#### SOURCE EXCERPT
- - - -
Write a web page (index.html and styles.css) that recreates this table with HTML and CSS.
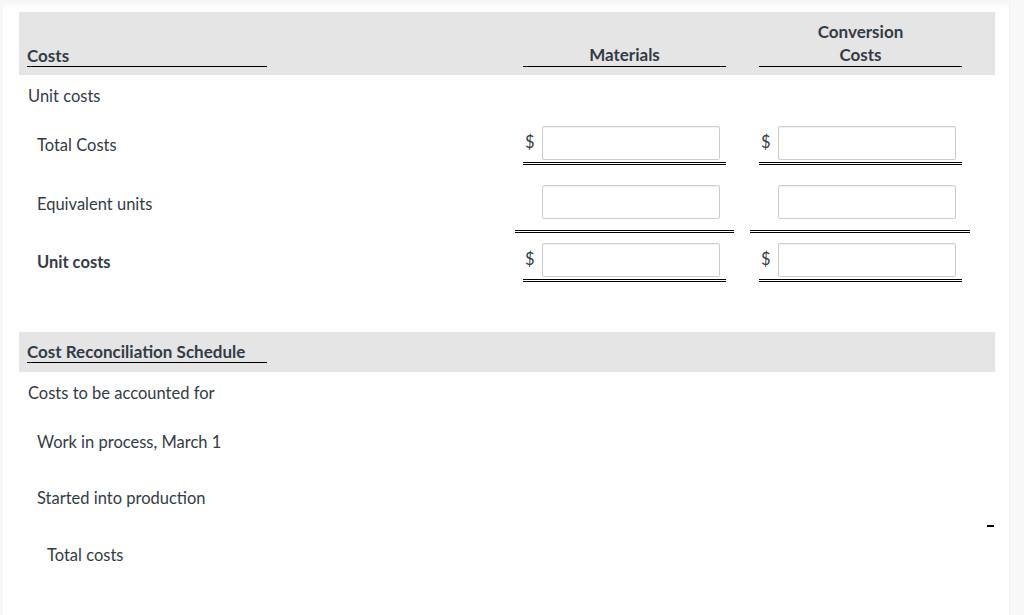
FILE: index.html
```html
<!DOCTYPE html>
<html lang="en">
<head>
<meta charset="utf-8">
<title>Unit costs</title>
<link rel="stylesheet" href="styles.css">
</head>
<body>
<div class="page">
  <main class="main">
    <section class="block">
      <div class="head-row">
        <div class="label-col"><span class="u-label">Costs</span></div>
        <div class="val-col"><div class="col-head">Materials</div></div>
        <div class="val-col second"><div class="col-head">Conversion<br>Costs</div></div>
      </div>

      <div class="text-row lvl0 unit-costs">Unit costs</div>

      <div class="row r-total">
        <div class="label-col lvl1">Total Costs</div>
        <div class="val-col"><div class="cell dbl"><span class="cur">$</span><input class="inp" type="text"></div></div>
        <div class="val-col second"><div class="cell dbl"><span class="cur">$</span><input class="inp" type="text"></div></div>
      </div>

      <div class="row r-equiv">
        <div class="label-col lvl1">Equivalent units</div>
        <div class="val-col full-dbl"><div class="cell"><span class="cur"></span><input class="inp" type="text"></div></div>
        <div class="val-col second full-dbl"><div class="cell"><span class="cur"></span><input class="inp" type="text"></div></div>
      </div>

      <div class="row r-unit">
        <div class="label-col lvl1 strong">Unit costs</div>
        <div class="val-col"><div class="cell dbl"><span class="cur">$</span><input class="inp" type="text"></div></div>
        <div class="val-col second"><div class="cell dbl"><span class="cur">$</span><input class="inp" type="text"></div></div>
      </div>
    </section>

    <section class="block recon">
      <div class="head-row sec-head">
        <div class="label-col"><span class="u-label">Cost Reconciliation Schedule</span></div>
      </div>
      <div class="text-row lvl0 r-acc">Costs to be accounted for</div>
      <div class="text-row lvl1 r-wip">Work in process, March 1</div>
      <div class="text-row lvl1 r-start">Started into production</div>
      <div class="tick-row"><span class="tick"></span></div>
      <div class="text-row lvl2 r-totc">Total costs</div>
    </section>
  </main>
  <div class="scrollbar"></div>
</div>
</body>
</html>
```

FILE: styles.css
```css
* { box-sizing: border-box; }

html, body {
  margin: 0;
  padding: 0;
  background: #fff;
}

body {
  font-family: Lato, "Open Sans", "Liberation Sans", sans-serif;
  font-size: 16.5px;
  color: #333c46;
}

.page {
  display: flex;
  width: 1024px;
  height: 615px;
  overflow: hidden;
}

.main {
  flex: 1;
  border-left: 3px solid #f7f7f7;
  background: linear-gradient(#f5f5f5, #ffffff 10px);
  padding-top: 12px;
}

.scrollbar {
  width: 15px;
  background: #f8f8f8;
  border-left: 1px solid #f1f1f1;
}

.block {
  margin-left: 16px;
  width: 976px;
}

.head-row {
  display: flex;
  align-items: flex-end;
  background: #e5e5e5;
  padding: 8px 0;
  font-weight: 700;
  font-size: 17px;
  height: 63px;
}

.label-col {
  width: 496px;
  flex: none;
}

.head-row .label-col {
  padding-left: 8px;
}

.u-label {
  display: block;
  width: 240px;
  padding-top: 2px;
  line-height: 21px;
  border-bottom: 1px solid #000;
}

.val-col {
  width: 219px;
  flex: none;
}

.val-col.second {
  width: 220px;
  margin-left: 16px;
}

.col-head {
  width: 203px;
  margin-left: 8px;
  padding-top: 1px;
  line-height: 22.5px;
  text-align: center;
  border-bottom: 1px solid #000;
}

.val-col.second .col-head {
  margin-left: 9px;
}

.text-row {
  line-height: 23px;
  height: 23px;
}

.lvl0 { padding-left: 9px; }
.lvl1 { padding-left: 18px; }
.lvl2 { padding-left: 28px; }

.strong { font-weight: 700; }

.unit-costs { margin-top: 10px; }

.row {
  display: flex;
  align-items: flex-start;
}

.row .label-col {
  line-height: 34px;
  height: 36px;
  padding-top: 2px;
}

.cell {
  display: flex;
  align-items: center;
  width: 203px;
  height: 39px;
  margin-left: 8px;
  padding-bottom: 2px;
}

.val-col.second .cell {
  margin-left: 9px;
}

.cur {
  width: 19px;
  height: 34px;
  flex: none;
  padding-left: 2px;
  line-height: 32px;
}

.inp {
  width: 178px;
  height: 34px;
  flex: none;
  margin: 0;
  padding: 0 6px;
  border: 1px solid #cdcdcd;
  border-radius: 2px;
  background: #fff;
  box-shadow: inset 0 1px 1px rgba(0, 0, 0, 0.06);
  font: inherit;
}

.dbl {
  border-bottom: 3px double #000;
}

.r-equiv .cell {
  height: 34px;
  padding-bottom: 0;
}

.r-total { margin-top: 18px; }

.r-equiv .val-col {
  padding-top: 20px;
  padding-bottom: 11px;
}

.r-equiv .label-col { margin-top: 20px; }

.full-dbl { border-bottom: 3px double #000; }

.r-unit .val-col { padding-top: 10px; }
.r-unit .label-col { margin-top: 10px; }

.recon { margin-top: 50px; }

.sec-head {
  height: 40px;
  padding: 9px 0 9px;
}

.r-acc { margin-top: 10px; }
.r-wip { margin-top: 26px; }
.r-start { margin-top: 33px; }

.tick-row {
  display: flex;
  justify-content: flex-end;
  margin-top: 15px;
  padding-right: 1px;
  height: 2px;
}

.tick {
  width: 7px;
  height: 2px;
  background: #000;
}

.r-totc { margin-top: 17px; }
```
- - - -
#### EXERCISE OBJECTIVE
Search the lines above for the string "page" and copy each line that has it.

#### EXERCISE OUTPUT
Write a web page (index.html and styles.css) that recreates this table with HTML and CSS.
<div class="page">
.page {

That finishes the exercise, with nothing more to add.